WILL MacDONALD: Well, dating agencies in general have… you know, have a bit of an uncool rap about them. It’s not a cool thing to do. But somehow the Internet just seems a more high-tech, sophisticated, accurate way of doing that. It’s not some old lady choosing the partner for you; you’re choosing it yourself.

SPENCER MICHELS: A lot of singles agree. Match.com, which is a division of U.S.A. Interactive, reports its subscriber base grew 91 percent to 725,000 last year, with revenues of $125 million. Tim Sullivan is president.

TIM SULLIVAN, President, Match.com: It’s something that really matters to people, right? It’s something that is a great personal need, and that is the foundation of a great business. Secondly, it’s something that is much better on the Internet than anywhere else.

MAN: I use Match.com.

SPENCER MICHELS: Match.com has tried to boost its customers by airing TV ads that are designed to lure singles to the Internet.

WOMAN: In fact, it’s how I met my boyfriend.

TIM SULLIVAN: We are making sure, through our television campaign, that we’re reaching people that don’t use the Internet every day. Because we actually think that Match.com is one of the reasons that people might come and use the Internet.

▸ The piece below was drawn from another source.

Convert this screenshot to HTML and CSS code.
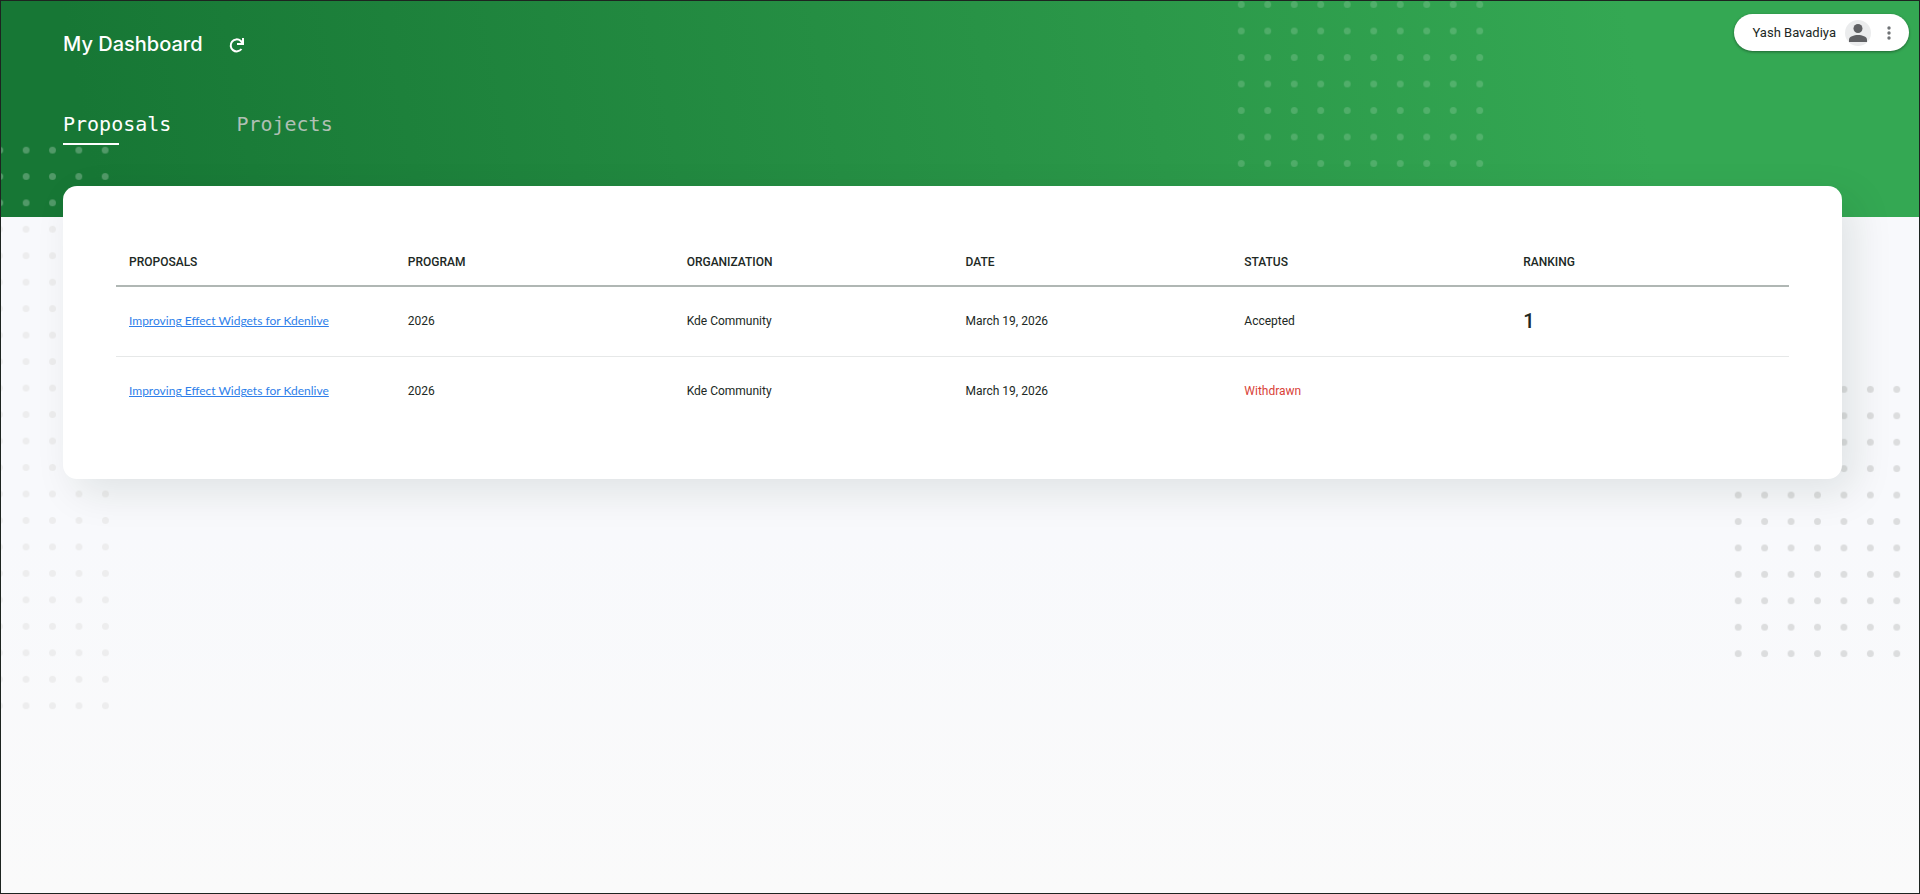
FILE: index.html
```html
<!DOCTYPE html>
<html lang="en">
<head>
  <meta charset="UTF-8" />
  <meta name="viewport" content="width=device-width, initial-scale=1.0"/>
  <title>My Dashboard</title>
  <link rel="stylesheet" href="styles.css">
</head>
<body>

<div class="page">
  <header class="hero">
    <svg class="dots dots-top" viewBox="0 0 100 70" aria-hidden="true">
      <defs>
        <pattern id="dot-light" width="10" height="10" patternUnits="userSpaceOnUse">
          <circle cx="5" cy="5" r="1.3" fill="#fff" />
        </pattern>
      </defs>
      <rect width="100" height="70" fill="url(#dot-light)" />
    </svg>
    <svg class="dots dots-corner" viewBox="0 0 50 30" aria-hidden="true">
      <rect width="50" height="30" fill="url(#dot-light)" />
    </svg>

    <div class="title-row">
      <h1>My Dashboard</h1>
      <button class="icon-btn" type="button" aria-label="Refresh">
        <svg width="18" height="18" viewBox="0 0 18 18" fill="none" stroke="currentColor" stroke-width="2">
          <path d="M14.500 14A6 6 0 1 1 13.600 5.800L15.500 8" />
          <path d="M16 3v6H10" />
        </svg>
      </button>
    </div>

    <nav class="tabs">
      <a class="tab active" href="#proposals">Proposals</a>
      <a class="tab" href="#projects">Projects</a>
    </nav>
  </header>

  <svg class="dots dots-left" viewBox="0 0 50 190" aria-hidden="true">
    <defs>
      <pattern id="dot-left" width="10" height="10" patternUnits="userSpaceOnUse">
        <circle cx="5" cy="5" r="1.3" fill="#ededee" />
      </pattern>
    </defs>
    <rect width="50" height="190" fill="url(#dot-left)" />
  </svg>
  <svg class="dots dots-right" viewBox="0 0 70 110" aria-hidden="true">
    <defs>
      <pattern id="dot-right" width="10" height="10" patternUnits="userSpaceOnUse">
        <circle cx="5" cy="5" r="1.3" fill="#dcddde" />
      </pattern>
    </defs>
    <rect width="70" height="110" fill="url(#dot-right)" />
  </svg>

  <main class="card" id="proposals">
    <table>
      <thead>
        <tr>
          <th scope="col">PROPOSALS</th>
          <th scope="col">PROGRAM</th>
          <th scope="col">ORGANIZATION</th>
          <th scope="col">DATE</th>
          <th scope="col">STATUS</th>
          <th scope="col">RANKING</th>
        </tr>
      </thead>
      <tbody>
        <tr>
          <td><a href="#proposal-1">Improving Effect Widgets for Kdenlive</a></td>
          <td>2026</td>
          <td>Kde Community</td>
          <td>March 19, 2026</td>
          <td>Accepted</td>
          <td class="rank">1</td>
        </tr>
        <tr>
          <td><a href="#proposal-2">Improving Effect Widgets for Kdenlive</a></td>
          <td>2026</td>
          <td>Kde Community</td>
          <td>March 19, 2026</td>
          <td class="withdrawn">Withdrawn</td>
          <td></td>
        </tr>
      </tbody>
    </table>
  </main>

  <div class="user-pill">
    <span class="user-name">Yash Bavadiya</span>
    <svg class="avatar" width="26" height="26" viewBox="0 0 26 26" aria-hidden="true">
      <circle cx="13" cy="13" r="13" fill="#ebeced" />
      <circle cx="13" cy="8.500" r="4.500" fill="#5f6063" />
      <path d="M4 22v-2.500c0-3 5-4.500 9-4.500s9 1.500 9 4.500V22z" fill="#5f6063" />
    </svg>
    <button class="menu-btn" type="button" aria-label="Open menu">
      <svg width="4" height="14" viewBox="0 0 4 14" fill="currentColor">
        <circle cx="2" cy="2" r="1.700" />
        <circle cx="2" cy="7" r="1.700" />
        <circle cx="2" cy="12" r="1.700" />
      </svg>
    </button>
  </div>
</div>

</body>
</html>
```

FILE: styles.css
```css
:root {
  --green-dark: #177735;
  --green: #34a853;
  --link: #2f7fea;
  --text: #202824;
  --danger: #d93f38;
}

* {
  margin: 0;
  padding: 0;
  box-sizing: border-box;
}

body {
  font-family: Roboto, sans-serif;
  font-size: 12px;
  color: var(--text);
}

button {
  background: none;
  border: none;
  cursor: pointer;
}

.page {
  position: relative;
  min-height: 100vh;
  overflow: hidden;
  border: 1px solid #1d2420;
  background: linear-gradient(#f8f9fc 60%, #fafafa);
}

.hero {
  position: relative;
  overflow: hidden;
  padding: 28px 62px 72px;
  background: linear-gradient(80deg, var(--green-dark) 5%, #2b9849 60%, var(--green) 85%);
  color: #fff;
}

.title-row {
  display: flex;
  align-items: center;
  gap: 24px;
  height: 30px;
}

h1 {
  font-family: Inter, sans-serif;
  font-size: 20px;
  font-weight: 500;
  line-height: 30px;
}

.icon-btn {
  display: flex;
  color: #fff;
}

.tabs {
  position: relative;
  display: flex;
  gap: 65px;
  margin-top: 51px;
}

.tab {
  position: relative;
  height: 35px;
  font-family: "DejaVu Sans Mono", monospace;
  font-size: 20px;
  line-height: 28px;
  color: #b0c0b5;
  text-decoration: none;
}

.tab.active {
  color: #fff;
}

.tab.active::after {
  content: "";
  position: absolute;
  left: 0;
  bottom: 0;
  width: 56px;
  height: 2px;
  background: #fff;
}

/* dotted decorations */
.dots {
  position: absolute;
  pointer-events: none;
}

.dots-top {
  top: -10px;
  right: 426px;
  width: 265px;
  height: 186px;
  opacity: 0.16;
}

.dots-corner {
  top: 136px;
  left: -15px;
  width: 133px;
  height: 79px;
  opacity: 0.25;
}

.dots-left {
  top: 215px;
  left: -15px;
  width: 133px;
  height: 503px;
}

.dots-right {
  top: 375px;
  right: 9px;
  width: 185px;
  height: 291px;
}

.card {
  position: relative;
  margin: -31px 77px 0 62px;
  padding: 53px;
  background: #fff;
  border-radius: 14px;
  box-shadow: 12px 13px 40px rgba(10, 40, 20, 0.1);
}

table {
  width: 100%;
  table-layout: fixed;
  border-collapse: collapse;
}

th,
td {
  padding: 0 13px;
  text-align: left;
}

th {
  height: 47px;
  font-weight: 500;
  padding-bottom: 1px;
  border-bottom: 2px solid #b0b7b4;
}

td {
  height: 70px;
  padding-bottom: 1px;
}

tbody tr + tr td {
  border-top: 1px solid #e6e8e8;
}

td a {
  font-family: Lato, sans-serif;
  color: var(--link);
  white-space: nowrap;
}

.rank {
  font-size: 20px;
  font-weight: 500;
}

.withdrawn {
  color: var(--danger);
}

.user-pill {
  position: absolute;
  top: 13px;
  right: 10px;
  display: flex;
  align-items: center;
  height: 37px;
  padding: 0 18px 0 19px;
  background: #fff;
  border-radius: 19px;
  box-shadow: 0 1px 3px rgba(0, 0, 0, 0.4);
}

.user-name {
  font-size: 13px;
}

.avatar {
  margin: 0 16px 0 9px;
}

.menu-btn {
  display: flex;
  color: #6f7275;
}
```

SPENCER MICHELS: Live events like this party are among the recent additions to the Match.com package. The $20 price of admission allows online daters to get a real look at each other and allows the company to add to its revenues.

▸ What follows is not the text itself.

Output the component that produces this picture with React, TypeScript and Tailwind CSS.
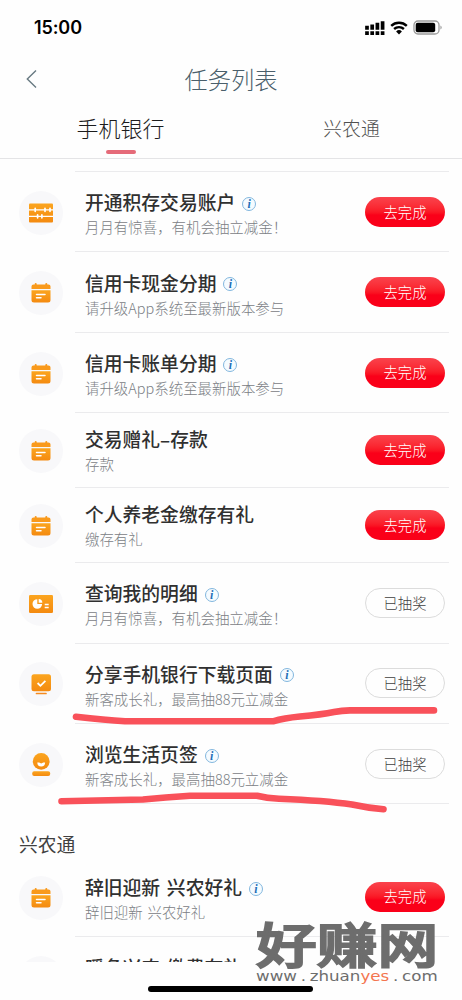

MAN: I own my own company, and I never have time to go out to bars or do anything, so I’ve been going on these Match.com dates, and so it’s worked out pretty good.

SPENCER MICHELS: Like its Web site, the party attracts the 20s and 30s crowd, but match said older singles are welcome and, in fact, are using the online services. Statistics on success are hard to come by, but 5,000 people a month tell Match.com they’ve found somebody they like, and 75 couples a month write saying they have gotten married or engaged thanks to the Internet. Both online dating services and traditional matchmakers report that business increased after 9/11, as singles decided to reevaluate what they wanted out of life.